▶ [Short problem]: Pictures do not belong in your copy. Repeat all the other data exactly.
----------
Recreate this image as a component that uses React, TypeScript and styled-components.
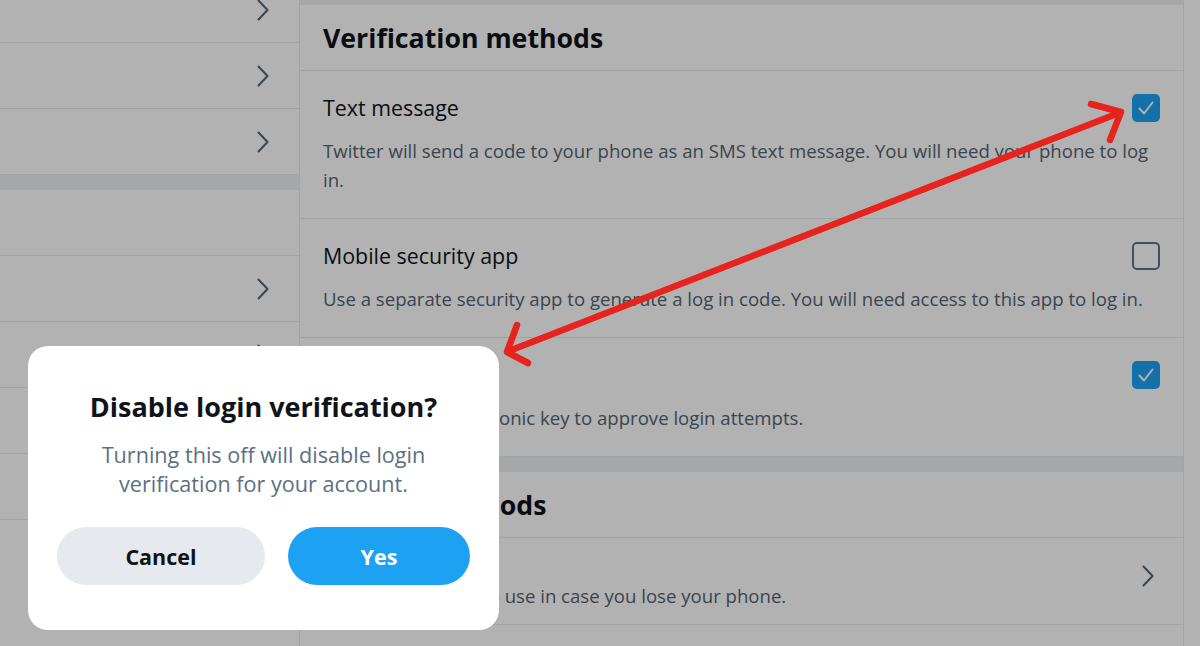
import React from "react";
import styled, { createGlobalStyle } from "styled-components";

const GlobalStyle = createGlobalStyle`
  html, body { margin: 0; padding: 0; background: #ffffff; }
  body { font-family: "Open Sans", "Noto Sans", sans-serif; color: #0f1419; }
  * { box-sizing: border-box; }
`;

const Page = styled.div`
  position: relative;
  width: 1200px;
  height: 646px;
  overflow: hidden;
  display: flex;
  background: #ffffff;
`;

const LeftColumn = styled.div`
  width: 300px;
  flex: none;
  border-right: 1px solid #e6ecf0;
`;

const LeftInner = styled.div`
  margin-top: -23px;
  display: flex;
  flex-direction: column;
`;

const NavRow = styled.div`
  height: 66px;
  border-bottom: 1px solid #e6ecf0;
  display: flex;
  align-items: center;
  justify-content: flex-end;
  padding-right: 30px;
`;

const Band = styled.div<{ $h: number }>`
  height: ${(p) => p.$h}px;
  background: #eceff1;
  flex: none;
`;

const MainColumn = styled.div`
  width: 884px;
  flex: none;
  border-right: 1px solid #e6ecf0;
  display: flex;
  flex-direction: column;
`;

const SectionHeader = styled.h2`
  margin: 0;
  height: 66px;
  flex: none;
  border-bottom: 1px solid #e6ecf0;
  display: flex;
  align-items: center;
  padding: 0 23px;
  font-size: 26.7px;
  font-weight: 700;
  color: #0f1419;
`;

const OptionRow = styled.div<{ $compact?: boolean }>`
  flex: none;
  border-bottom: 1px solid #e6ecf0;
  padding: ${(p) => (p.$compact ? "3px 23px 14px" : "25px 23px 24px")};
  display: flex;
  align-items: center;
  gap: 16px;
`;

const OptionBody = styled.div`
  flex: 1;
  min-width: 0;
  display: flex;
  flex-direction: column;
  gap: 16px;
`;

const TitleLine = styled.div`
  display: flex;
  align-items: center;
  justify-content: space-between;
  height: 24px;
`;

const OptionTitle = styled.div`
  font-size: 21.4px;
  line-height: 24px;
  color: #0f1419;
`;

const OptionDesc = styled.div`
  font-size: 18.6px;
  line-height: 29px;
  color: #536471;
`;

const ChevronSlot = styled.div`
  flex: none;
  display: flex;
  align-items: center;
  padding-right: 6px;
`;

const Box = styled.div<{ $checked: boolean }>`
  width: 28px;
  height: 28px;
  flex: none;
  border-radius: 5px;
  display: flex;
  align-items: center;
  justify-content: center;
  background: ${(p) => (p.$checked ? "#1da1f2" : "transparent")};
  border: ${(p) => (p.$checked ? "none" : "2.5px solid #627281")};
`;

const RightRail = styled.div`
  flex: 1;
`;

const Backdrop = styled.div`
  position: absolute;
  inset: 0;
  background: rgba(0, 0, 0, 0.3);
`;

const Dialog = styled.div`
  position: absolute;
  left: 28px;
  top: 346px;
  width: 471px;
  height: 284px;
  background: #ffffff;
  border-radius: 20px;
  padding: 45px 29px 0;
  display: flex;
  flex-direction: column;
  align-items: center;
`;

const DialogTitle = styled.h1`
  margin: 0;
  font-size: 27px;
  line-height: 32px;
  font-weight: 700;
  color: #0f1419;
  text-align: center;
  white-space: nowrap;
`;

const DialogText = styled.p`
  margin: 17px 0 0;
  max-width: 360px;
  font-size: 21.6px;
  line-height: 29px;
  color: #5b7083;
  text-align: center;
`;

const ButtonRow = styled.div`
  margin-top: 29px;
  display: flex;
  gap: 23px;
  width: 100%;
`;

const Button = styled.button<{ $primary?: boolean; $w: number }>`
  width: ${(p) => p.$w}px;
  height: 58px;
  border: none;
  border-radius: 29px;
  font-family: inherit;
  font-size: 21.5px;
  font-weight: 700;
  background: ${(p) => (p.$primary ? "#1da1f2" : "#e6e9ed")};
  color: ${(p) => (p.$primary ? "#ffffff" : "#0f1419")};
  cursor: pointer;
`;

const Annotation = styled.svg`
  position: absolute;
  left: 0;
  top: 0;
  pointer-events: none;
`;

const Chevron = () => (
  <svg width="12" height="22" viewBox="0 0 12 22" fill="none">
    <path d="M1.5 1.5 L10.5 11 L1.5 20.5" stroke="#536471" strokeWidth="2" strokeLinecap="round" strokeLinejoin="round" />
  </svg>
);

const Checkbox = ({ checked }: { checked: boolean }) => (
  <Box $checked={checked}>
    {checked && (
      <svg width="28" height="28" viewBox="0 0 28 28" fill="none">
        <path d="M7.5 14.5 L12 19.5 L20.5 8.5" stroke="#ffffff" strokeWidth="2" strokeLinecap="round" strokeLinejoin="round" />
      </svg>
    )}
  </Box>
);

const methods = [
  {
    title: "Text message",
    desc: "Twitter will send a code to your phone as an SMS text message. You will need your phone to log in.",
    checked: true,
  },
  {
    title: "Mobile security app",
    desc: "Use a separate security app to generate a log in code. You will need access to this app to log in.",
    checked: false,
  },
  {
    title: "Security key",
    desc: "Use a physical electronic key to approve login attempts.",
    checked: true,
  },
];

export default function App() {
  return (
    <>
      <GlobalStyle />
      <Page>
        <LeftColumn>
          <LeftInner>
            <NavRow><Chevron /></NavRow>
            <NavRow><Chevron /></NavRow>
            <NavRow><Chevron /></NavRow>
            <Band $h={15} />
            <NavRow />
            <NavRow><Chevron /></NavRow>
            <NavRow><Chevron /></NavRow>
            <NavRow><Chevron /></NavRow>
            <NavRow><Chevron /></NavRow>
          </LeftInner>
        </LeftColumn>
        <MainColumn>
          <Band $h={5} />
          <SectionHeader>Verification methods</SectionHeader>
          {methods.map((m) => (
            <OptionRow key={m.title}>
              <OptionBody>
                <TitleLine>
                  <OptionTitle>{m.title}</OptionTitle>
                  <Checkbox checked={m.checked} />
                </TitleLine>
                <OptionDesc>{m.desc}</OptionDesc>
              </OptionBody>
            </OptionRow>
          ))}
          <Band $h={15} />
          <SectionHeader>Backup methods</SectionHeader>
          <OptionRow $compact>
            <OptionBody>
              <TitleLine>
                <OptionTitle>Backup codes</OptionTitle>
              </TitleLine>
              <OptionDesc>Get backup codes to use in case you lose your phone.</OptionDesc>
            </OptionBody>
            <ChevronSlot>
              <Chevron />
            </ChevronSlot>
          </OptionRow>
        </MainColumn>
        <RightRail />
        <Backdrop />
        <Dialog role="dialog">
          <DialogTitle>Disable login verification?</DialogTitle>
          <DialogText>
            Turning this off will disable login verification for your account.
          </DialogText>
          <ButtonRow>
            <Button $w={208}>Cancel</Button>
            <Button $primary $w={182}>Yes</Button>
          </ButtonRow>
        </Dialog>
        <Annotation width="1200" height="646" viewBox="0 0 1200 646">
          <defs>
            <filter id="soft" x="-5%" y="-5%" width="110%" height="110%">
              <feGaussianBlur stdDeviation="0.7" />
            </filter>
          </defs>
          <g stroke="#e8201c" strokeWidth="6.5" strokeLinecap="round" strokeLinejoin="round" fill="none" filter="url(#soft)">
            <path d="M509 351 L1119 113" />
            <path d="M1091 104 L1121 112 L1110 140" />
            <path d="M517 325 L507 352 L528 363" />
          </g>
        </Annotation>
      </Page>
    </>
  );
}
----------
▶ [The result]:
Recreate this image as a component that uses React, TypeScript and styled-components.
import React from "react";
import styled, { createGlobalStyle } from "styled-components";

const GlobalStyle = createGlobalStyle`
  html, body { margin: 0; padding: 0; background: #ffffff; }
  body { font-family: "Open Sans", "Noto Sans", sans-serif; color: #0f1419; }
  * { box-sizing: border-box; }
`;

const Page = styled.div`
  position: relative;
  width: 1200px;
  height: 646px;
  overflow: hidden;
  display: flex;
  background: #ffffff;
`;

const LeftColumn = styled.div`
  width: 300px;
  flex: none;
  border-right: 1px solid #e6ecf0;
`;

const LeftInner = styled.div`
  margin-top: -23px;
  display: flex;
  flex-direction: column;
`;

const NavRow = styled.div`
  height: 66px;
  border-bottom: 1px solid #e6ecf0;
  display: flex;
  align-items: center;
  justify-content: flex-end;
  padding-right: 30px;
`;

const Band = styled.div<{ $h: number }>`
  height: ${(p) => p.$h}px;
  background: #eceff1;
  flex: none;
`;

const MainColumn = styled.div`
  width: 884px;
  flex: none;
  border-right: 1px solid #e6ecf0;
  display: flex;
  flex-direction: column;
`;

const SectionHeader = styled.h2`
  margin: 0;
  height: 66px;
  flex: none;
  border-bottom: 1px solid #e6ecf0;
  display: flex;
  align-items: center;
  padding: 0 23px;
  font-size: 26.7px;
  font-weight: 700;
  color: #0f1419;
`;

const OptionRow = styled.div<{ $compact?: boolean }>`
  flex: none;
  border-bottom: 1px solid #e6ecf0;
  padding: ${(p) => (p.$compact ? "3px 23px 14px" : "25px 23px 24px")};
  display: flex;
  align-items: center;
  gap: 16px;
`;

const OptionBody = styled.div`
  flex: 1;
  min-width: 0;
  display: flex;
  flex-direction: column;
  gap: 16px;
`;

const TitleLine = styled.div`
  display: flex;
  align-items: center;
  justify-content: space-between;
  height: 24px;
`;

const OptionTitle = styled.div`
  font-size: 21.4px;
  line-height: 24px;
  color: #0f1419;
`;

const OptionDesc = styled.div`
  font-size: 18.6px;
  line-height: 29px;
  color: #536471;
`;

const ChevronSlot = styled.div`
  flex: none;
  display: flex;
  align-items: center;
  padding-right: 6px;
`;

const Box = styled.div<{ $checked: boolean }>`
  width: 28px;
  height: 28px;
  flex: none;
  border-radius: 5px;
  display: flex;
  align-items: center;
  justify-content: center;
  background: ${(p) => (p.$checked ? "#1da1f2" : "transparent")};
  border: ${(p) => (p.$checked ? "none" : "2.5px solid #627281")};
`;

const RightRail = styled.div`
  flex: 1;
`;

const Backdrop = styled.div`
  position: absolute;
  inset: 0;
  background: rgba(0, 0, 0, 0.3);
`;

const Dialog = styled.div`
  position: absolute;
  left: 28px;
  top: 346px;
  width: 471px;
  height: 284px;
  background: #ffffff;
  border-radius: 20px;
  padding: 45px 29px 0;
  display: flex;
  flex-direction: column;
  align-items: center;
`;

const DialogTitle = styled.h1`
  margin: 0;
  font-size: 27px;
  line-height: 32px;
  font-weight: 700;
  color: #0f1419;
  text-align: center;
  white-space: nowrap;
`;

const DialogText = styled.p`
  margin: 17px 0 0;
  max-width: 360px;
  font-size: 21.6px;
  line-height: 29px;
  color: #5b7083;
  text-align: center;
`;

const ButtonRow = styled.div`
  margin-top: 29px;
  display: flex;
  gap: 23px;
  width: 100%;
`;

const Button = styled.button<{ $primary?: boolean; $w: number }>`
  width: ${(p) => p.$w}px;
  height: 58px;
  border: none;
  border-radius: 29px;
  font-family: inherit;
  font-size: 21.5px;
  font-weight: 700;
  background: ${(p) => (p.$primary ? "#1da1f2" : "#e6e9ed")};
  color: ${(p) => (p.$primary ? "#ffffff" : "#0f1419")};
  cursor: pointer;
`;

const Annotation = styled.svg`
  position: absolute;
  left: 0;
  top: 0;
  pointer-events: none;
`;

const Chevron = () => (
  <svg width="12" height="22" viewBox="0 0 12 22" fill="none">
    <path d="M1.5 1.5 L10.5 11 L1.5 20.5" stroke="#536471" strokeWidth="2" strokeLinecap="round" strokeLinejoin="round" />
  </svg>
);

const Checkbox = ({ checked }: { checked: boolean }) => (
  <Box $checked={checked}>
    {checked && (
      <svg width="28" height="28" viewBox="0 0 28 28" fill="none">
        <path d="M7.5 14.5 L12 19.5 L20.5 8.5" stroke="#ffffff" strokeWidth="2" strokeLinecap="round" strokeLinejoin="round" />
      </svg>
    )}
  </Box>
);

const methods = [
  {
    title: "Text message",
    desc: "Twitter will send a code to your phone as an SMS text message. You will need your phone to log in.",
    checked: true,
  },
  {
    title: "Mobile security app",
    desc: "Use a separate security app to generate a log in code. You will need access to this app to log in.",
    checked: false,
  },
  {
    title: "Security key",
    desc: "Use a physical electronic key to approve login attempts.",
    checked: true,
  },
];

export default function App() {
  return (
    <>
      <GlobalStyle />
      <Page>
        <LeftColumn>
          <LeftInner>
            <NavRow><Chevron /></NavRow>
            <NavRow><Chevron /></NavRow>
            <NavRow><Chevron /></NavRow>
            <Band $h={15} />
            <NavRow />
            <NavRow><Chevron /></NavRow>
            <NavRow><Chevron /></NavRow>
            <NavRow><Chevron /></NavRow>
            <NavRow><Chevron /></NavRow>
          </LeftInner>
        </LeftColumn>
        <MainColumn>
          <Band $h={5} />
          <SectionHeader>Verification methods</SectionHeader>
          {methods.map((m) => (
            <OptionRow key={m.title}>
              <OptionBody>
                <TitleLine>
                  <OptionTitle>{m.title}</OptionTitle>
                  <Checkbox checked={m.checked} />
                </TitleLine>
                <OptionDesc>{m.desc}</OptionDesc>
              </OptionBody>
            </OptionRow>
          ))}
          <Band $h={15} />
          <SectionHeader>Backup methods</SectionHeader>
          <OptionRow $compact>
            <OptionBody>
              <TitleLine>
                <OptionTitle>Backup codes</OptionTitle>
              </TitleLine>
              <OptionDesc>Get backup codes to use in case you lose your phone.</OptionDesc>
            </OptionBody>
            <ChevronSlot>
              <Chevron />
            </ChevronSlot>
          </OptionRow>
        </MainColumn>
        <RightRail />
        <Backdrop />
        <Dialog role="dialog">
          <DialogTitle>Disable login verification?</DialogTitle>
          <DialogText>
            Turning this off will disable login verification for your account.
          </DialogText>
          <ButtonRow>
            <Button $w={208}>Cancel</Button>
            <Button $primary $w={182}>Yes</Button>
          </ButtonRow>
        </Dialog>
        <Annotation width="1200" height="646" viewBox="0 0 1200 646">
          <defs>
            <filter id="soft" x="-5%" y="-5%" width="110%" height="110%">
              <feGaussianBlur stdDeviation="0.7" />
            </filter>
          </defs>
          <g stroke="#e8201c" strokeWidth="6.5" strokeLinecap="round" strokeLinejoin="round" fill="none" filter="url(#soft)">
            <path d="M509 351 L1119 113" />
            <path d="M1091 104 L1121 112 L1110 140" />
            <path d="M517 325 L507 352 L528 363" />
          </g>
        </Annotation>
      </Page>
    </>
  );
}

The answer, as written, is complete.